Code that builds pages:
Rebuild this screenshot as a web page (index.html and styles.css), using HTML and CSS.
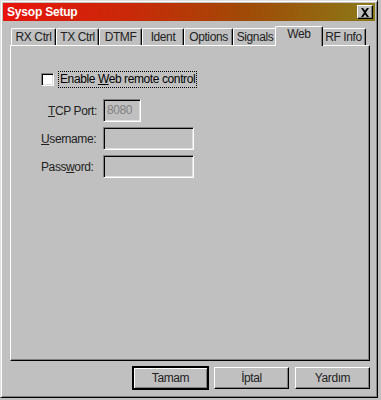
FILE: index.html
```html
<!DOCTYPE html>
<html lang="tr">
<head>
  <meta charset="UTF-8">
  <title>Sysop Setup</title>
  <link rel="stylesheet" href="styles.css">
</head>
<body>
  <div class="window">
    <div class="titlebar">
      <span class="title">Sysop Setup</span>
      <div class="close">
        <svg width="10" height="9" viewBox="0 0 10 9">
          <path d="M1 0h2l2 2.5L7 0h2L6 4.5 9 9H7L5 6.5 3 9H1l3-4.5z" fill="#000"/>
        </svg>
      </div>
    </div>

    <div class="tabs">
      <div class="tab">RX Ctrl</div>
      <div class="tab">TX Ctrl</div>
      <div class="tab">DTMF</div>
      <div class="tab">Ident</div>
      <div class="tab">Options</div>
      <div class="tab">Signals</div>
      <div class="tab active">Web</div>
      <div class="tab">RF Info</div>
    </div>

    <div class="panel">
      <div class="check-row">
        <span class="checkbox"></span>
        <span class="focus">Enable <u>W</u>eb remote control</span>
      </div>

      <div class="fields">
        <label class="lbl indent"><u>T</u>CP Port:</label>
        <div class="input short">8080</div>
        <label class="lbl"><u>U</u>sername:</label>
        <div class="input"></div>
        <label class="lbl">Pass<u>w</u>ord:</label>
        <div class="input"></div>
      </div>
    </div>

    <div class="buttons">
      <button class="btn default">Tamam</button>
      <button class="btn">İptal</button>
      <button class="btn">Yardım</button>
    </div>
  </div>
</body>
</html>
```

FILE: styles.css
```css
body, html {
  margin: 0;
  padding: 0;
  background: #c0c0c0;
  font-family: 'Liberation Sans', Arial, sans-serif;
  font-size: 12px;
  letter-spacing: -0.4px;
  color: #000;
}

.window {
  width: 378px;
  height: 398px;
  box-sizing: border-box;
  background: #c0c0c0;
  border-left: 1px solid #dfdfdf;
  border-top: 1px solid #dfdfdf;
  border-right: 1px solid #000;
  border-bottom: 1px solid #000;
  box-shadow: inset 1px 1px 0 #fff, inset -1px -1px 0 #808080;
  padding: 2px;
  display: flex;
  flex-direction: column;
}

.titlebar {
  height: 18px;
  display: flex;
  align-items: center;
  justify-content: space-between;
  padding: 0 2px 0 4px;
  background: linear-gradient(to right, #e8140c 0%, #c82a08 35%, #a04a06 65%, #8a7a18 100%);
}

.title {
  color: #fff;
  font-weight: bold;
  font-size: 12px;
  letter-spacing: -0.2px;
}

.close {
  width: 16px;
  height: 14px;
  box-sizing: border-box;
  background: #c0c0c0;
  border-left: 1px solid #fff;
  border-top: 1px solid #fff;
  border-right: 1px solid #000;
  border-bottom: 1px solid #000;
  box-shadow: inset -1px -1px 0 #808080;
  display: flex;
  align-items: center;
  justify-content: center;
}

.tabs {
  display: flex;
  align-items: flex-end;
  margin-top: 5px;
  padding-left: 8px;
  height: 19px;
  position: relative;
  z-index: 1;
}

.tab {
  flex: 0 0 auto;
  height: 17px;
  box-sizing: border-box;
  border-left: 1px solid #fff;
  border-top: 1px solid #fff;
  border-right: 1px solid #000;
  border-top-left-radius: 2px;
  border-top-right-radius: 2px;
  box-shadow: inset -1px 0 0 #808080;
  line-height: 16px;
  text-align: center;
  white-space: nowrap;
  color: #222;
}

.tab:nth-child(1) { width: 45px; }
.tab:nth-child(2) { width: 43px; }
.tab:nth-child(3) { width: 43px; }
.tab:nth-child(4) { width: 42px; }
.tab:nth-child(5) { width: 49px; }
.tab:nth-child(6) { width: 44px; }
.tab:nth-child(7) { width: 48px; }
.tab:nth-child(8) { width: 45px; }

.tab.active {
  height: 20px;
  margin: 0 -2px;
  background: #c0c0c0;
  position: relative;
  top: 1px;
  line-height: 15px;
  padding-bottom: 3px;
}

.panel {
  margin: 0 5px 0 7px;
  height: 316px;
  box-sizing: border-box;
  border-left: 1px solid #fff;
  border-top: 1px solid #fff;
  border-right: 1px solid #000;
  border-bottom: 1px solid #000;
  box-shadow: inset -1px -1px 0 #808080;
  padding: 26px 0 0 30px;
}

.check-row {
  display: flex;
  align-items: center;
  gap: 5px;
}

.checkbox {
  width: 13px;
  height: 13px;
  box-sizing: border-box;
  background: #fff;
  border-left: 1px solid #808080;
  border-top: 1px solid #808080;
  border-right: 1px solid #fff;
  border-bottom: 1px solid #fff;
  box-shadow: inset 1px 1px 0 #000, inset -1px -1px 0 #dfdfdf;
}

.focus {
  outline: 1px dotted #000;
  padding: 0 1px;
  line-height: 15px;
}

.fields {
  display: grid;
  grid-template-columns: 62px auto;
  row-gap: 5px;
  margin-top: 12px;
  align-items: center;
  justify-items: start;
}

.lbl {
  color: #222;
}

.lbl.indent {
  padding-left: 7px;
}

.input {
  width: 91px;
  height: 23px;
  box-sizing: border-box;
  background: #c0c0c0;
  border-left: 1px solid #808080;
  border-top: 1px solid #808080;
  border-right: 1px solid #fff;
  border-bottom: 1px solid #fff;
  box-shadow: inset 1px 1px 0 #000, inset -1px -1px 0 #dfdfdf;
  color: #808080;
  padding: 3px 3px;
}

.input.short {
  width: 38px;
}

.buttons {
  display: flex;
  justify-content: flex-end;
  gap: 6px;
  margin-top: 6px;
  padding-right: 5px;
}

.btn {
  width: 75px;
  height: 22px;
  box-sizing: border-box;
  background: #c0c0c0;
  border-left: 1px solid #fff;
  border-top: 1px solid #fff;
  border-right: 1px solid #000;
  border-bottom: 1px solid #000;
  box-shadow: inset -1px -1px 0 #808080;
  font-family: 'Liberation Sans', Arial, sans-serif;
  font-size: 12px;
  letter-spacing: -0.4px;
  color: #222;
  padding: 0;
}

.btn.default {
  outline: 1px solid #000;
  outline-offset: 0;
  border: 1px solid #000;
  box-shadow: inset 1px 1px 0 #fff, inset -1px -1px 0 #808080;
}
```
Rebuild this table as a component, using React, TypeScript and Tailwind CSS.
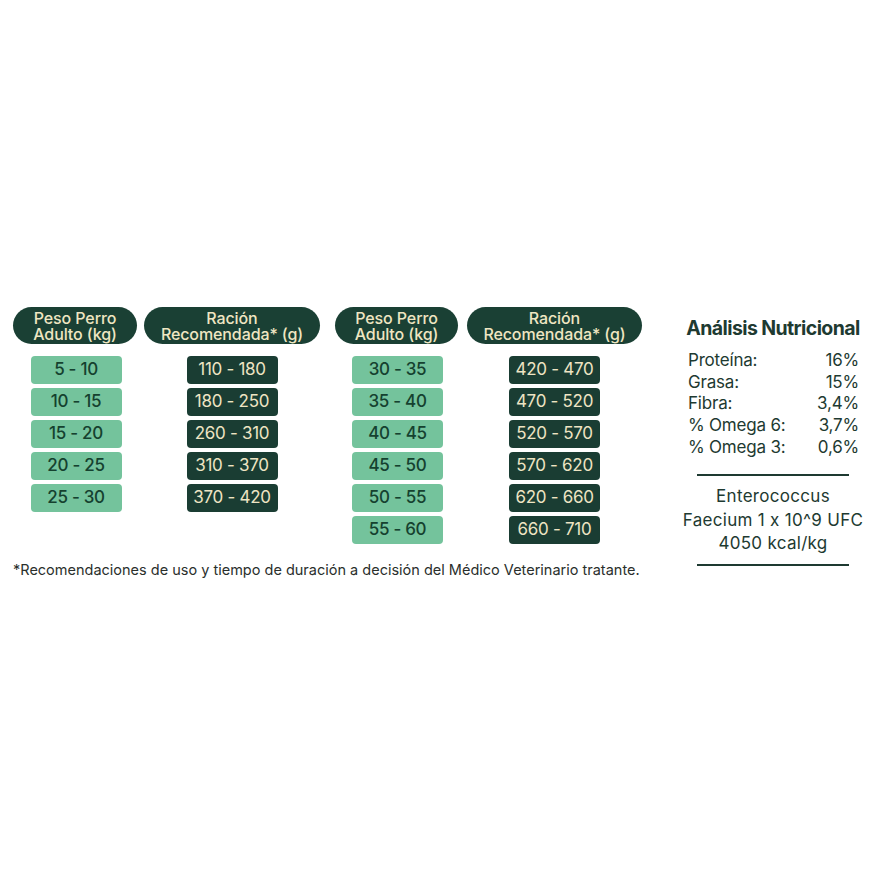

• [Written exercise]:
Output all the records, word for word, with no pictures in the copy.

• [The reply]:
Rebuild this screenshot as a web page (index.html and styles.css), using HTML and CSS.
FILE: index.html
```html
<!DOCTYPE html>
<html lang="tr">
<head>
  <meta charset="UTF-8">
  <title>Sysop Setup</title>
  <link rel="stylesheet" href="styles.css">
</head>
<body>
  <div class="window">
    <div class="titlebar">
      <span class="title">Sysop Setup</span>
      <div class="close">
        <svg width="10" height="9" viewBox="0 0 10 9">
          <path d="M1 0h2l2 2.5L7 0h2L6 4.5 9 9H7L5 6.5 3 9H1l3-4.5z" fill="#000"/>
        </svg>
      </div>
    </div>

    <div class="tabs">
      <div class="tab">RX Ctrl</div>
      <div class="tab">TX Ctrl</div>
      <div class="tab">DTMF</div>
      <div class="tab">Ident</div>
      <div class="tab">Options</div>
      <div class="tab">Signals</div>
      <div class="tab active">Web</div>
      <div class="tab">RF Info</div>
    </div>

    <div class="panel">
      <div class="check-row">
        <span class="checkbox"></span>
        <span class="focus">Enable <u>W</u>eb remote control</span>
      </div>

      <div class="fields">
        <label class="lbl indent"><u>T</u>CP Port:</label>
        <div class="input short">8080</div>
        <label class="lbl"><u>U</u>sername:</label>
        <div class="input"></div>
        <label class="lbl">Pass<u>w</u>ord:</label>
        <div class="input"></div>
      </div>
    </div>

    <div class="buttons">
      <button class="btn default">Tamam</button>
      <button class="btn">İptal</button>
      <button class="btn">Yardım</button>
    </div>
  </div>
</body>
</html>
```

FILE: styles.css
```css
body, html {
  margin: 0;
  padding: 0;
  background: #c0c0c0;
  font-family: 'Liberation Sans', Arial, sans-serif;
  font-size: 12px;
  letter-spacing: -0.4px;
  color: #000;
}

.window {
  width: 378px;
  height: 398px;
  box-sizing: border-box;
  background: #c0c0c0;
  border-left: 1px solid #dfdfdf;
  border-top: 1px solid #dfdfdf;
  border-right: 1px solid #000;
  border-bottom: 1px solid #000;
  box-shadow: inset 1px 1px 0 #fff, inset -1px -1px 0 #808080;
  padding: 2px;
  display: flex;
  flex-direction: column;
}

.titlebar {
  height: 18px;
  display: flex;
  align-items: center;
  justify-content: space-between;
  padding: 0 2px 0 4px;
  background: linear-gradient(to right, #e8140c 0%, #c82a08 35%, #a04a06 65%, #8a7a18 100%);
}

.title {
  color: #fff;
  font-weight: bold;
  font-size: 12px;
  letter-spacing: -0.2px;
}

.close {
  width: 16px;
  height: 14px;
  box-sizing: border-box;
  background: #c0c0c0;
  border-left: 1px solid #fff;
  border-top: 1px solid #fff;
  border-right: 1px solid #000;
  border-bottom: 1px solid #000;
  box-shadow: inset -1px -1px 0 #808080;
  display: flex;
  align-items: center;
  justify-content: center;
}

.tabs {
  display: flex;
  align-items: flex-end;
  margin-top: 5px;
  padding-left: 8px;
  height: 19px;
  position: relative;
  z-index: 1;
}

.tab {
  flex: 0 0 auto;
  height: 17px;
  box-sizing: border-box;
  border-left: 1px solid #fff;
  border-top: 1px solid #fff;
  border-right: 1px solid #000;
  border-top-left-radius: 2px;
  border-top-right-radius: 2px;
  box-shadow: inset -1px 0 0 #808080;
  line-height: 16px;
  text-align: center;
  white-space: nowrap;
  color: #222;
}

.tab:nth-child(1) { width: 45px; }
.tab:nth-child(2) { width: 43px; }
.tab:nth-child(3) { width: 43px; }
.tab:nth-child(4) { width: 42px; }
.tab:nth-child(5) { width: 49px; }
.tab:nth-child(6) { width: 44px; }
.tab:nth-child(7) { width: 48px; }
.tab:nth-child(8) { width: 45px; }

.tab.active {
  height: 20px;
  margin: 0 -2px;
  background: #c0c0c0;
  position: relative;
  top: 1px;
  line-height: 15px;
  padding-bottom: 3px;
}

.panel {
  margin: 0 5px 0 7px;
  height: 316px;
  box-sizing: border-box;
  border-left: 1px solid #fff;
  border-top: 1px solid #fff;
  border-right: 1px solid #000;
  border-bottom: 1px solid #000;
  box-shadow: inset -1px -1px 0 #808080;
  padding: 26px 0 0 30px;
}

.check-row {
  display: flex;
  align-items: center;
  gap: 5px;
}

.checkbox {
  width: 13px;
  height: 13px;
  box-sizing: border-box;
  background: #fff;
  border-left: 1px solid #808080;
  border-top: 1px solid #808080;
  border-right: 1px solid #fff;
  border-bottom: 1px solid #fff;
  box-shadow: inset 1px 1px 0 #000, inset -1px -1px 0 #dfdfdf;
}

.focus {
  outline: 1px dotted #000;
  padding: 0 1px;
  line-height: 15px;
}

.fields {
  display: grid;
  grid-template-columns: 62px auto;
  row-gap: 5px;
  margin-top: 12px;
  align-items: center;
  justify-items: start;
}

.lbl {
  color: #222;
}

.lbl.indent {
  padding-left: 7px;
}

.input {
  width: 91px;
  height: 23px;
  box-sizing: border-box;
  background: #c0c0c0;
  border-left: 1px solid #808080;
  border-top: 1px solid #808080;
  border-right: 1px solid #fff;
  border-bottom: 1px solid #fff;
  box-shadow: inset 1px 1px 0 #000, inset -1px -1px 0 #dfdfdf;
  color: #808080;
  padding: 3px 3px;
}

.input.short {
  width: 38px;
}

.buttons {
  display: flex;
  justify-content: flex-end;
  gap: 6px;
  margin-top: 6px;
  padding-right: 5px;
}

.btn {
  width: 75px;
  height: 22px;
  box-sizing: border-box;
  background: #c0c0c0;
  border-left: 1px solid #fff;
  border-top: 1px solid #fff;
  border-right: 1px solid #000;
  border-bottom: 1px solid #000;
  box-shadow: inset -1px -1px 0 #808080;
  font-family: 'Liberation Sans', Arial, sans-serif;
  font-size: 12px;
  letter-spacing: -0.4px;
  color: #222;
  padding: 0;
}

.btn.default {
  outline: 1px solid #000;
  outline-offset: 0;
  border: 1px solid #000;
  box-shadow: inset 1px 1px 0 #fff, inset -1px -1px 0 #808080;
}
```
Rebuild this table as a component, using React, TypeScript and Tailwind CSS.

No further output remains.